The idea of planetary inhibitors is to prevent the enemy from being able to freely move about your empire; to slow them down long enough that you can rebuild after a defeat or to bring in reinforcements from the other side of the empire. Planetary invasions are already super simple if you've got a large enough stack of units, but that also means you're losing more soldiers, gaining more war exhaustion and pushing yourself closer to the end of the war. The entire idea behind planetary inhibitors is to specifically make it difficult for enemies to prosecute a lightning war. It's the Stellaris equivalent of defence in depth and it should be a viable tactic as much as manoeuvre warfare is before FTL inhibitors and after jump drives are invented.
Chokepoint does not mean the same as blocker. Yes, a chokepoint with an FTL blocker is a blocker, or a wall. It's an obstruction.

Yes I understand the idea of an inhibitor. The word inhibitor means to slow down. However that has nothing to do with the post you quoted.
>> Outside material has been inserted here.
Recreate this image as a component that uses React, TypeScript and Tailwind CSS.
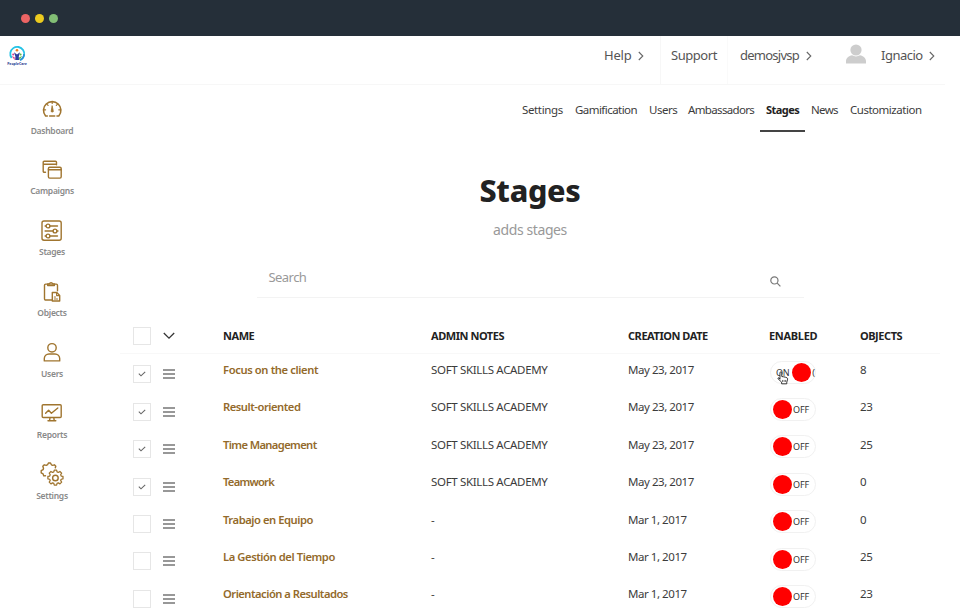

Now my original question was related to how advocating for a change in the FTL inhibition mechanic, to be more in line with say, SOASE, has anything to do with multiple FTL types. As far as I can see, it's a disingenuous argument and a strawman. SOASE has one type of FTL and inhibitors which work by slowing down the time left to make a jump.
 
Now my original question was related to how advocating for a change in the FTL inhibition mechanic, to be more in line with say, SOASE, has anything to do with multiple FTL types. As far as I can see, it's a disingenuous argument and a strawman. SOASE has one type of FTL and inhibitors which work by slowing down the time left to make a jump.
Hyperlanes with no hard blockers are strategically equivalent to warphole because you can go wherever you want, all the time.
You return to the state of there being no relationship between "Geographic position" and "The order in which you get knocked off during warfare". No distinction between "Threatened border worlds" and "Safe core worlds".
And wars go back to being 2 click affairs. Left click your fleet, right click their fleet, let nature take its course.
 
Hyperlanes with no hard blockers are strategically equivalent to warphole because you can go wherever you want, all the time.
You return to the state of there being no relationship between "Geographic position" and "The order in which you get knocked off during warfare". No distinction between "Threatened border worlds" and "Safe core worlds".
And wars go back to being 2 click affairs. Left click your fleet, right click their fleet, let nature take its course.
Warphole isn't an FTL type.
And no, the ships still have to travel along hyperlanes and through planetary systems.
 
The word inhibitor means to slow down.

It's more like "to prevent from" actually. Or "to block".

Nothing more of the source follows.